On February 22, 2011, the U.S. Food and Drug Administration (FDA) informed healthcare professionals that drug labels for the entire class of antipsychotic drugs have been updated to include warnings regarding the use of antipsychotic drugs during pregnancy. The new drug labels now contain more details on the potential risk for abnormal muscle movements (extrapyramidal signs or EPS) and withdrawal symptoms in newborns exposed to these drugs during the third trimester of pregnancy.
This data was derived from a search of the FDA’s Adverse Event Reporting System (AERS) database up to October 29, 2008. The study identified 69 cases of neonatal EPS or withdrawal with all antipsychotic drugs. The report states that “the symptoms of EPS and withdrawal in newborns may include agitation, abnormally increased or decreased muscle tone, tremor, sleepiness, severe difficulty breathing, and difficulty in feeding. In some newborns, the symptoms subside within hours or days and do not require specific treatment; other newborns may require longer hospital stays.”
Older or typical antipsychotic medications have been used during pregnancy since the 1950s. Although the data are relatively sparse, extrapyramidal symptoms, such as increased muscle tone and tremor, have been observed in some infants exposed to older antipsychotic medications, such as chlorpromazine, There is much less data on the use of the newer antipsychotic medications, and most of this data have been derived from small case series or adverse event reporting. The largest of these studies investigated exposure to risperidone. In this review of 713 pregnancies, 516 of which were prospectively ascertained, there were 21 newborns with self-limited symptoms suggestive of EPS or withdrawal.
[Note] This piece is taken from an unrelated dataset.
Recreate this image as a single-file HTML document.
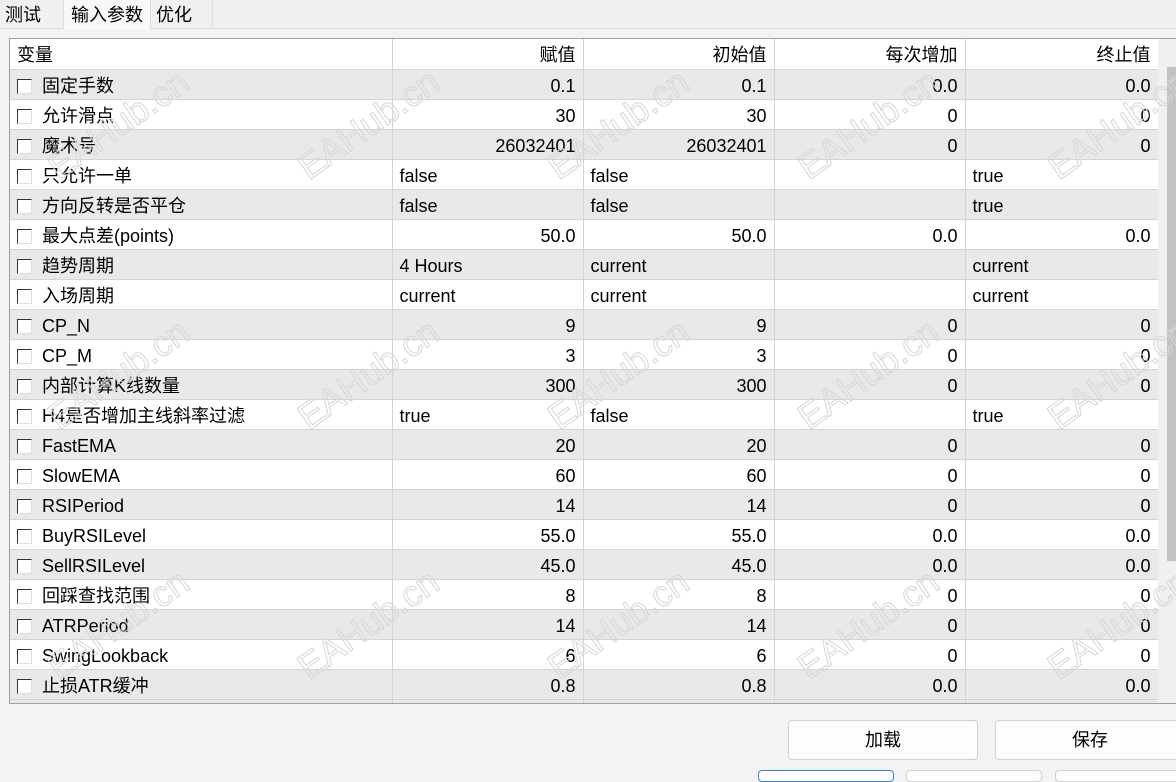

While adverse event reporting is important for signaling a potential problem associated with a particular medication, it does not yield accurate information regarding the prevalence of an adverse event. By definition, this approach overestimates the risk of adverse events because positive outcomes are typically not reported and there is no information regarding the total number of individuals exposed. Larger prospective studies are required to accurately determine the prevalence of adverse events associated with exposure to antipsychotic medications during pregnancy.
The FDA notes other significant limitations of the report: “A majority of the cases were confounded by other factors, including concomitant use of other drugs known to be associated with withdrawal symptoms (antidepressants, benzodiazepines, non-benzodiazepine hypnotics and opioids), prematurity, congenital malformations, and obstetrical and perinatal complications (placental problems, pre-eclampsia). However, there were some cases which suggest that neonatal EPS and withdrawal may occur with antipsychotics alone.” It should also be noted that psychiatric illness itself (in the absence of medication exposure) may increase the risk of poor neonatal outcomes.
The Bottom Line:
- Healthcare professionals should be aware of the potential for adverse effects related to exposure to antipsychotic medications in newborns and should discuss these risks with women who may be treated when these medications during pregnancy.
- Alternative medications may be appropriate for some women; however, it must be acknowledged that some women, specifically those with psychotic disorders, may require an antipsychotic medication to maintain stability during pregnancy.
- Patients should not stop taking these medications if they become pregnant without talking to their healthcare provider.
- Abrupt discontinuation of antipsychotic medications can significantly increase the risk of illness relapse.